It possibly is just tincture of time. Amanda, you are right, incorporating his eagerness to please during training and obedience may help with the little guy's socialization; I've even read that target training may help if I can somehow have the little one target stranger's hands, etc.

All the best,
*'Lo*


----------



## Julie (Feb 8, 2007)

I've always heard the critical time with the Mom was between 10-12 weeks.Seems like Hank would just be fine.....I like Karen's idea.


----------



## Havtahava (Aug 20, 2006)

Yes, target training is a very good idea. You can incorporate that with "go see", but make sure you use it with some calm gentle children at first vs. eager, energetic kids. If you can get him to associate the good with the more reserved children, then you can move to those with more energy.
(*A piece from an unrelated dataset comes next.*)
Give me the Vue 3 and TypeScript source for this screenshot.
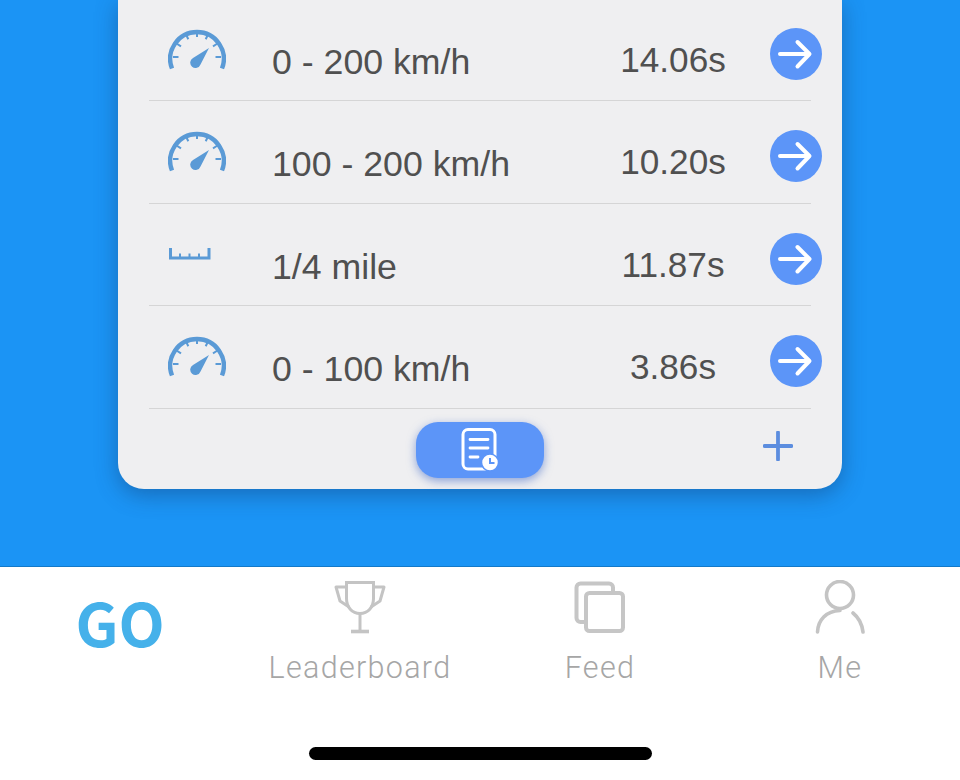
<script setup lang="ts">
type Run = { kind: 'gauge' | 'ruler'; label: string; time: string }

const runs: Run[] = [
  { kind: 'gauge', label: '0 - 200 km/h', time: '14.06s' },
  { kind: 'gauge', label: '100 - 200 km/h', time: '10.20s' },
  { kind: 'ruler', label: '1/4 mile', time: '11.87s' },
  { kind: 'gauge', label: '0 - 100 km/h', time: '3.86s' },
]

const ticks = [
  'M5 29h5.500',
  'M8.500 15.500l4.500 2.800',
  'M18 6.500l2.300 4.800',
  'M29 3.500v5.500',
  'M40 6.500l-2.300 4.800',
  'M49.500 15.500l-4.500 2.800',
  'M53 29h-5.500',
]
</script>

<template>
  <div class="screen">
    <section class="stage">
      <div class="card">
        <div v-for="run in runs" :key="run.label" class="row">
          <span class="row-icon">
            <svg v-if="run.kind === 'gauge'" width="58" height="42" viewBox="0 0 58 42" fill="none">
              <path d="M4 40.500A26.800 26.800 0 1 1 54 40.500" stroke="#5a9ad6" stroke-width="4.400" />
              <path v-for="t in ticks" :key="t" :d="t" stroke="#5a9ad6" stroke-width="2" />
              <path d="M41 20L32.500 36.500A5.300 5.300 0 1 1 25 30Z" fill="#5a9ad6" />
            </svg>
            <svg v-else width="44" height="14" viewBox="0 0 44 14" fill="none" class="ruler">
              <path d="M2.500 0v10h38.500V0" stroke="#5a9ad6" stroke-width="3" />
              <path d="M12 5.500v4M21.500 5.500v4M31 5.500v4" stroke="#5a9ad6" stroke-width="2" />
            </svg>
          </span>
          <span class="row-label">{{ run.label }}</span>
          <span class="row-time">{{ run.time }}</span>
          <span class="row-go">
            <svg width="52" height="52" viewBox="0 0 52 52" fill="none">
              <path d="M10 26h29M27.500 14L39.500 26L27.500 38.500" stroke="#fff" stroke-width="4" stroke-linecap="round" stroke-linejoin="round" />
            </svg>
          </span>
        </div>
        <div class="card-foot">
          <button class="history" type="button">
            <svg width="38" height="44" viewBox="0 0 38 44" fill="none">
              <rect x="2" y="1.500" width="32" height="39.500" rx="5" stroke="#fff" stroke-width="3" />
              <path d="M9 11.500h18M9 20h18M9 29h8" stroke="#fff" stroke-width="2.800" stroke-linecap="round" />
              <circle cx="29" cy="34.500" r="8.500" fill="#fff" stroke="#5c95f8" stroke-width="1.500" />
              <path d="M29 30v5h4.500" stroke="#5c95f8" stroke-width="2" />
            </svg>
          </button>
          <svg class="plus" width="30" height="30" viewBox="0 0 30 30" fill="none">
            <path d="M15 1.500v27M1.500 15h27" stroke="#5c8ddf" stroke-width="3.800" stroke-linecap="round" />
          </svg>
        </div>
      </div>
    </section>

    <nav class="tabs">
      <div class="tab">
        <span class="go">GO</span>
      </div>
      <div class="tab">
        <svg width="52" height="54" viewBox="0 0 52 54" fill="none" stroke="#c4c4c4" stroke-width="3">
          <path d="M12.500 2.500h27v16c0 8.500-5.500 15-13.500 15s-13.500-6.500-13.500-15z" />
          <path d="M12.500 7H2l4 14 9 6M39.500 7H50l-4 14-9 6" stroke-linejoin="round" />
          <path d="M26 33.500v17" />
          <path d="M17 51.500h18" stroke-width="3.600" />
        </svg>
        <span class="tab-label">Leaderboard</span>
      </div>
      <div class="tab">
        <svg width="52" height="52" viewBox="0 0 52 52" fill="none" stroke="#c6c6c6" stroke-width="4">
          <path d="M11 41H6.500a4 4 0 0 1-4-4V6.500a4 4 0 0 1 4-4H35a4 4 0 0 1 4 4V12" />
          <rect x="12" y="12" width="37" height="38" rx="3.500" />
        </svg>
        <span class="tab-label">Feed</span>
      </div>
      <div class="tab">
        <svg width="52" height="54" viewBox="0 0 52 54" fill="none" stroke="#c4c4c4" stroke-width="3.600" stroke-linecap="round">
          <circle cx="26" cy="15" r="13.500" />
          <path d="M3.500 52C4 40 12 31 26 30.500M39 33C44 37 48 44 49 52" />
        </svg>
        <span class="tab-label">Me</span>
      </div>
      <div class="home-bar"></div>
    </nav>
  </div>
</template>

<style>
html, body { margin: 0; background: #fff; }
</style>

<style scoped>
.screen {
  width: 960px;
  height: 780px;
  display: flex;
  flex-direction: column;
  overflow: hidden;
  font-family: "Liberation Sans", Arial, sans-serif;
}
.stage {
  height: 567px;
  flex: none;
  box-sizing: border-box;
  padding: 0 118px 77px;
  display: flex;
  flex-direction: column;
  justify-content: flex-end;
  background: #1b94f5;
  border-bottom: 1px solid #1479c8;
  overflow: hidden;
}
.card {
  flex: none;
  box-sizing: border-box;
  padding: 0 31px;
  background: #efeff1;
  border-radius: 0 0 26px 26px;
  box-shadow: 0 6px 22px rgba(20, 60, 110, 0.45);
}
.row {
  display: flex;
  align-items: flex-start;
  height: 102.500px;
  box-sizing: border-box;
  border-bottom: 1.500px solid #d5d5d6;
  color: #505050;
  font-size: 35.200px;
  line-height: 40px;
}
.row-icon {
  width: 58px;
  height: 42px;
  margin: 29px 0 0 19px;
  flex: none;
}
.row-icon svg { display: block; }
.row-icon .ruler { margin: 15px 0 0 0; }
.row-label {
  flex: 1;
  margin: 43px 0 0 46px;
  font-size: 35.700px;
}
.row-time {
  width: 120px;
  flex: none;
  margin-top: 41px;
  text-align: center;
}
.row-go {
  width: 52px;
  height: 52px;
  flex: none;
  margin: 29px -11px 0 37px;
  border-radius: 50%;
  background: #5c95f8;
}
.row-go svg { display: block; }
.card-foot {
  position: relative;
  height: 80.500px;
  display: flex;
  justify-content: center;
  align-items: flex-start;
}
.history {
  width: 128px;
  height: 56px;
  margin-top: 13px;
  padding: 0;
  border: 0;
  border-radius: 22px;
  background: #5c95f8;
  box-shadow: 0 3px 10px rgba(70, 110, 200, 0.6);
  display: flex;
  align-items: center;
  justify-content: center;
}
.plus {
  position: absolute;
  right: 18px;
  top: 22px;
}
.tabs {
  position: relative;
  flex: 1;
  display: grid;
  grid-template-columns: repeat(4, 1fr);
  align-items: start;
  background: #fff;
}
.tab {
  display: flex;
  flex-direction: column;
  align-items: center;
  padding-top: 13px;
}
.tab svg { display: block; height: 54px; }
.tab-label {
  margin-top: 17px;
  color: #a6a6a6;
  font-family: Roboto, "Liberation Sans", sans-serif;
  font-size: 30.500px;
  font-weight: 300;
  line-height: 34px;
  letter-spacing: 1.300px;
}
.go {
  margin-top: 6px;
  color: #45b1ea;
  font-family: "Noto Sans CJK SC", "Noto Sans", sans-serif;
  font-weight: 700;
  font-size: 60px;
  line-height: 70px;
}
.home-bar {
  position: absolute;
  left: 309px;
  top: 180px;
  width: 343px;
  height: 13px;
  border-radius: 7px;
  background: #000;
}
</style>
Another socializing opportunity is to take a treat that Hank will always eat that is soft (hot dog, cheese, etc.) and head over to your nearest Petsmart or Petco or something like that on a busy weekend mid-afternoon. Put him in the cart up in the front where you are close to him and ask parents if you can ask their child to give Hank a treat (and you provide the treat for them). Give him the words "go see" and then ask them if they will pet his chest and NOT the top of his head. Do not baby him or talk in a sweet voice to him if he withdraws. Praise him when he leans towards the child or appears interested. If he wags his tail at a child, give him extra praise and another treat.


----------



## dboudreau (Jan 12, 2007)

Children can be so scary to dogs. I would trust very few dogs around my daughter, she constantly is moving, jumping, hopping, dancing. She is never still, she even makes Sam nervous at times. My son on the other hand is calm, and has alot of "dog sense" and he is only 3.

I like Amanda's suggestion, find a quiet child with lots of yummy treats.


----------



## Lina (Apr 26, 2007)

I wanted to add to what I was saying previously that you CAN actually socialize a dog with something that he's fearful of after the age of 16 weeks... I just came back from the dog park with Kubrick and when we got there he only took about 2 minutes to get acclimated (in comparison with last week - it took at least 15 minutes) and he was actually PLAYING with the other dogs, running around and having a good ole time... his tail was wagging like there's no tomorrow. I was so happy for him and so excited that he was having fun! He'd been going before, but he was just getting accustomed to having dogs near him and he would only follow dogs around but wouldn't engage in play at all. This time, he actually started playing with two or three of the dogs. It was great!

Hang in there, I'm sure that with your dedication to socializing him with kids Hank will get there sooner or later!


----------